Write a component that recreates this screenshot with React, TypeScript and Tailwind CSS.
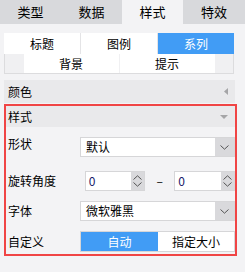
import React from 'react';

const font = { fontFamily: '"Noto Sans CJK SC", "Microsoft YaHei", sans-serif' };

function Chevron({ up }: { up?: boolean }) {
  return (
    <svg width="9" height="5" viewBox="0 0 9 5" className="block">
      <path d={up ? 'M0.5 4.5 L4.5 0.8 L8.5 4.5' : 'M0.5 0.5 L4.5 4.2 L8.5 0.5'} fill="none" stroke="#555" strokeWidth="1" />
    </svg>
  );
}

function Select({ value }: { value: string }) {
  return (
    <div className="flex h-[20px] w-[155px] border border-[#d6d6d8] bg-white">
      <div className="flex-1 pl-[5px] text-[12px] leading-[18px] text-black">{value}</div>
      <div className="flex w-[19px] items-center justify-center bg-[#d9d9dc]">
        <Chevron />
      </div>
    </div>
  );
}

function Spinner() {
  return (
    <div className="flex h-[20px] w-[61px] border border-[#d6d6d8] bg-white">
      <div className="flex-1 pl-[3px] text-[12px] leading-[18px] text-[#1a1a6a]">0</div>
      <div className="flex w-[13px] flex-col items-center justify-around bg-[#d9d9dc] py-[2px]">
        <Chevron up />
        <Chevron />
      </div>
    </div>
  );
}

export default function App() {
  const tabs = ['类型', '数据', '样式', '特效'];
  return (
    <div className="h-[272px] w-[245px] overflow-hidden bg-[#f3f3f5] text-black" style={font}>
      {/* top tabs */}
      <div className="grid h-[24px] grid-cols-[61px_61px_61px_62px] bg-[#d8d9dc]">
        {tabs.map((t) => (
          <div
            key={t}
            className={`flex items-center justify-center text-[13px] ${t === '样式' ? 'bg-[#f3f3f5]' : ''}`}
          >
            {t}
          </div>
        ))}
      </div>

      {/* sub tabs */}
      <div className="ml-[4px] mt-[9px] w-[230px]">
        <div className="grid h-[21px] grid-cols-3 gap-[1px] bg-[#e4e4e6] text-[12px]">
          <div className="flex items-center justify-center bg-white">标题</div>
          <div className="flex items-center justify-center bg-white">图例</div>
          <div className="flex items-center justify-center bg-[#419cf5] text-white">系列</div>
        </div>
        <div className="flex h-[20px] justify-center gap-[1px] border-x border-b border-[#dcdcde] bg-[#f0f0f2] text-[12px]">
          <div className="flex w-[95px] items-center justify-center bg-white">背景</div>
          <div className="flex w-[95px] items-center justify-center bg-white">提示</div>
        </div>
      </div>

      {/* 颜色 header */}
      <div className="ml-[4px] mt-[6px] flex h-[23px] w-[231px] items-center justify-between bg-[#e9e9eb] pl-[4px] pr-[7px] text-[12px]">
        <span>颜色</span>
        <svg width="4" height="7" viewBox="0 0 4 7">
          <path d="M4 0 L0 3.5 L4 7 Z" fill="#a5a5a7" />
        </svg>
      </div>

      {/* 样式 section */}
      <div className="ml-[4px] mt-[1px] h-[152px] w-[233px] border-2 border-[#f04545]">
        <div className="flex h-[21px] items-center justify-between bg-[#e9e9eb] pl-[2px] pr-[7px] text-[12px]">
          <span>样式</span>
          <svg width="8" height="4" viewBox="0 0 8 4">
            <path d="M0 0 L8 0 L4 4 Z" fill="#a5a5a7" />
          </svg>
        </div>

        <div className="flex flex-col pl-[2px] pt-[10px] text-[12px]">
          <div className="flex items-center">
            <span className="w-[72px] -translate-y-[3px]">形状</span>
            <Select value="默认" />
          </div>
          <div className="mt-[14px] flex h-[19px] items-center">
            <span className="w-[77px]">旋转角度</span>
            <Spinner />
            <span className="w-[29px] text-center">–</span>
            <Spinner />
          </div>
          <div className="mt-[11px] flex items-center">
            <span className="w-[72px]">字体</span>
            <Select value="微软雅黑" />
          </div>
          <div className="mt-[10px] flex items-center">
            <span className="w-[72px]">自定义</span>
            <div className="flex h-[21px] w-[155px] border border-[#d6d6d8] bg-white">
              <div className="flex w-[77px] items-center justify-center bg-[#419cf5] text-white">自动</div>
              <div className="flex flex-1 items-center justify-center">指定大小</div>
            </div>
          </div>
        </div>
      </div>
    </div>
  );
}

---+---

[JOB]: Quote the full listing above word for word; exclude every picture from the copy.

[RESULT OF THIS TASK]:
Write a component that recreates this screenshot with React, TypeScript and Tailwind CSS.
import React from 'react';

const font = { fontFamily: '"Noto Sans CJK SC", "Microsoft YaHei", sans-serif' };

function Chevron({ up }: { up?: boolean }) {
  return (
    <svg width="9" height="5" viewBox="0 0 9 5" className="block">
      <path d={up ? 'M0.5 4.5 L4.5 0.8 L8.5 4.5' : 'M0.5 0.5 L4.5 4.2 L8.5 0.5'} fill="none" stroke="#555" strokeWidth="1" />
    </svg>
  );
}

function Select({ value }: { value: string }) {
  return (
    <div className="flex h-[20px] w-[155px] border border-[#d6d6d8] bg-white">
      <div className="flex-1 pl-[5px] text-[12px] leading-[18px] text-black">{value}</div>
      <div className="flex w-[19px] items-center justify-center bg-[#d9d9dc]">
        <Chevron />
      </div>
    </div>
  );
}

function Spinner() {
  return (
    <div className="flex h-[20px] w-[61px] border border-[#d6d6d8] bg-white">
      <div className="flex-1 pl-[3px] text-[12px] leading-[18px] text-[#1a1a6a]">0</div>
      <div className="flex w-[13px] flex-col items-center justify-around bg-[#d9d9dc] py-[2px]">
        <Chevron up />
        <Chevron />
      </div>
    </div>
  );
}

export default function App() {
  const tabs = ['类型', '数据', '样式', '特效'];
  return (
    <div className="h-[272px] w-[245px] overflow-hidden bg-[#f3f3f5] text-black" style={font}>
      {/* top tabs */}
      <div className="grid h-[24px] grid-cols-[61px_61px_61px_62px] bg-[#d8d9dc]">
        {tabs.map((t) => (
          <div
            key={t}
            className={`flex items-center justify-center text-[13px] ${t === '样式' ? 'bg-[#f3f3f5]' : ''}`}
          >
            {t}
          </div>
        ))}
      </div>

      {/* sub tabs */}
      <div className="ml-[4px] mt-[9px] w-[230px]">
        <div className="grid h-[21px] grid-cols-3 gap-[1px] bg-[#e4e4e6] text-[12px]">
          <div className="flex items-center justify-center bg-white">标题</div>
          <div className="flex items-center justify-center bg-white">图例</div>
          <div className="flex items-center justify-center bg-[#419cf5] text-white">系列</div>
        </div>
        <div className="flex h-[20px] justify-center gap-[1px] border-x border-b border-[#dcdcde] bg-[#f0f0f2] text-[12px]">
          <div className="flex w-[95px] items-center justify-center bg-white">背景</div>
          <div className="flex w-[95px] items-center justify-center bg-white">提示</div>
        </div>
      </div>

      {/* 颜色 header */}
      <div className="ml-[4px] mt-[6px] flex h-[23px] w-[231px] items-center justify-between bg-[#e9e9eb] pl-[4px] pr-[7px] text-[12px]">
        <span>颜色</span>
        <svg width="4" height="7" viewBox="0 0 4 7">
          <path d="M4 0 L0 3.5 L4 7 Z" fill="#a5a5a7" />
        </svg>
      </div>

      {/* 样式 section */}
      <div className="ml-[4px] mt-[1px] h-[152px] w-[233px] border-2 border-[#f04545]">
        <div className="flex h-[21px] items-center justify-between bg-[#e9e9eb] pl-[2px] pr-[7px] text-[12px]">
          <span>样式</span>
          <svg width="8" height="4" viewBox="0 0 8 4">
            <path d="M0 0 L8 0 L4 4 Z" fill="#a5a5a7" />
          </svg>
        </div>

        <div className="flex flex-col pl-[2px] pt-[10px] text-[12px]">
          <div className="flex items-center">
            <span className="w-[72px] -translate-y-[3px]">形状</span>
            <Select value="默认" />
          </div>
          <div className="mt-[14px] flex h-[19px] items-center">
            <span className="w-[77px]">旋转角度</span>
            <Spinner />
            <span className="w-[29px] text-center">–</span>
            <Spinner />
          </div>
          <div className="mt-[11px] flex items-center">
            <span className="w-[72px]">字体</span>
            <Select value="微软雅黑" />
          </div>
          <div className="mt-[10px] flex items-center">
            <span className="w-[72px]">自定义</span>
            <div className="flex h-[21px] w-[155px] border border-[#d6d6d8] bg-white">
              <div className="flex w-[77px] items-center justify-center bg-[#419cf5] text-white">自动</div>
              <div className="flex flex-1 items-center justify-center">指定大小</div>
            </div>
          </div>
        </div>
      </div>
    </div>
  );
}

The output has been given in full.